Sub-Saharan Africa’s connectivity-based push for travel and tourism competitiveness
Based on the results of the 2019 TTCR, sub-Saharan Africa showed the greatest improvement in international openness relative to the world, especially in regard to visa policy. Eight of the top 20 countries that showed the biggest reduction on visa requirements in the ranking came from the region.
Moreover, 10 regional economies are among the top 20 scorers for more favourable visa requirements. For many economies, increased visa openness is strongly linked to tourism policy. For instance, Benin had the greatest percentage improvement in international openness (133rd to 92nd) in the ranking thanks to reduced visa requirements (122nd to 7th). The country recently announced visa-free access to all African countries, with visa reductions directly tied to its tourism action programme – a programme which is part of a broader integrated development plan.
Aside from national plans, significant progress is being made on the regional level. The African Union Development Agency’s Tourism Action Plan (TAP), the African Continental Free Trade Area (AfCFTA) and the Free Movement Protocol are examples of connectivity-related regional initiatives that identify travel and tourism development as a crucial outcome, recognizing the industry’s ability to have a far-reaching economic impact.
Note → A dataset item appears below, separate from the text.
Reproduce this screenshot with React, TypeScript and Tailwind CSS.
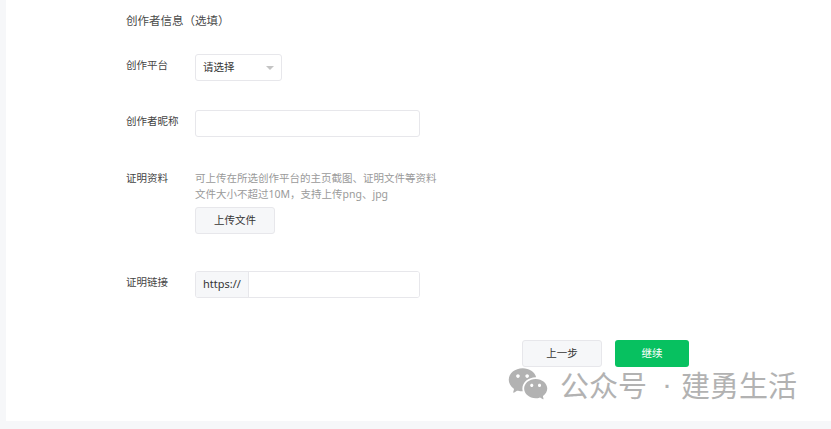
import { RiWechatFill } from "react-icons/ri";

const font = "[font-family:'Noto_Sans_CJK_SC','Liberation_Sans',sans-serif]";

const App = () => {
  return (
    <div className="bg-[#f6f7f9] h-[429px] w-[831px] overflow-hidden pl-[6px] [font-family:'Noto_Sans','Noto_Sans_CJK_SC',sans-serif]">
      <div className="relative bg-white h-[421px] pl-[120px] pt-[13px]">
        <h2 className="text-[11.5px] leading-[16px] text-[#4a4a4a]">创作者信息（选填）</h2>

        <div className="flex mt-[25px]">
          <label className="w-[69px] text-[10.5px] leading-[22px] text-[#444444]">创作平台</label>
          <div className="flex items-center justify-between w-[87px] h-[27px] border border-[#e7e7eb] rounded-[3px] pl-[8px] pr-[7px]">
            <span className="text-[10.5px] -ml-[1px] text-[#353535]">请选择</span>
            <span className="w-0 h-0 border-x-[4px] border-x-transparent border-t-[4px] border-t-[#c4c4c4]" />
          </div>
        </div>

        <div className="flex mt-[29px]">
          <label className="w-[69px] text-[10.5px] leading-[22px] text-[#444444]">创作者昵称</label>
          <input className="w-[225px] h-[27px] border border-[#e7e7eb] rounded-[3px] bg-white" />
        </div>

        <div className="flex mt-[33px]">
          <label className="w-[69px] text-[10.5px] leading-[16px] text-[#444444]">证明资料</label>
          <div>
            <p className="text-[10.5px] leading-[16px] text-[#9a9a9a] w-[250px] whitespace-nowrap">可上传在所选创作平台的主页截图、证明文件等资料</p>
            <p className="text-[10.5px] leading-[16px] text-[#9a9a9a] whitespace-nowrap">文件大小不超过10M，支持上传png、jpg</p>
            <button className="mt-[5px] w-[80px] h-[27px] bg-[#f6f7f9] border border-[#e7e7eb] rounded-[3px] text-[10.5px] text-[#353535]">上传文件</button>
          </div>
        </div>

        <div className="flex mt-[37px]">
          <label className="w-[69px] text-[10.5px] leading-[22px] text-[#444444]">证明链接</label>
          <div className="flex w-[225px] h-[27px] border border-[#e7e7eb] rounded-[3px] overflow-hidden">
            <span className="flex items-center justify-center w-[53px] bg-[#f6f7f9] border-r border-[#e7e7eb] text-[11px] text-[#353535]">https://</span>
            <input className="flex-1 min-w-0 bg-white" />
          </div>
        </div>

        <div className="flex justify-end gap-[13px] mt-[42px] pr-[142px]">
          <button className="w-[80px] h-[27px] bg-[#f6f7f9] border border-[#e7e7eb] rounded-[3px] text-[10.5px] text-[#353535]">上一步</button>
          <button className="w-[74px] h-[27px] bg-[#07c160] rounded-[3px] text-[10.5px] text-white">继续</button>
        </div>

        <div className={`absolute left-[501px] top-[363px] flex items-center text-[#b2b2b2] ${font}`}>
          <RiWechatFill className="w-[42px] h-[42px]" />
          <span className="ml-[11px] text-[29px] leading-[40px] whitespace-nowrap">公众号</span>
          <span className="ml-[15px] mr-[9px] text-[30px] leading-[40px] [font-family:'Liberation_Sans',sans-serif]">·</span>
          <span className="text-[29px] leading-[40px] whitespace-nowrap">建勇生活</span>
        </div>
      </div>
    </div>
  );
};

export default App;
AfCFTA, for instance, is forecast to increase intra-regional trade from 15% to 20% by 2040, with tourism identified as one of five priority sectors for which parties need to submit a market access offering by January 2020. Given that a lack of regional trade agreements is one of the main areas which holds back sub-Saharan Africa’s scores for international openness, initiatives such as AfCFTA could have a substantial impact on regional economies’ long-term travel and tourism competitiveness.
The push for international openness and trade also holds the prospect of helping regional economies close the gap in air transport capacity by encouraging the intra-regional movement of goods and people. Agreements such as the recently signed Single African Air Transport Market (SAATM) reduce barriers for aviation, thus increasing investment in air transport capacity. This is particularly important for sub-Saharan Africa, which has had the second slowest rate of improvement in air transport infrastructure since 2017, trailing the global average scores by nearly 33%. In particular, according to data from the International Air Transport Association IATA, the region’s route capacity is limited, accounting for just 1.8% of the sum of annual scheduled available seat kilometres (a measure of passenger carrying capacity) among economies ranked in the TTCI.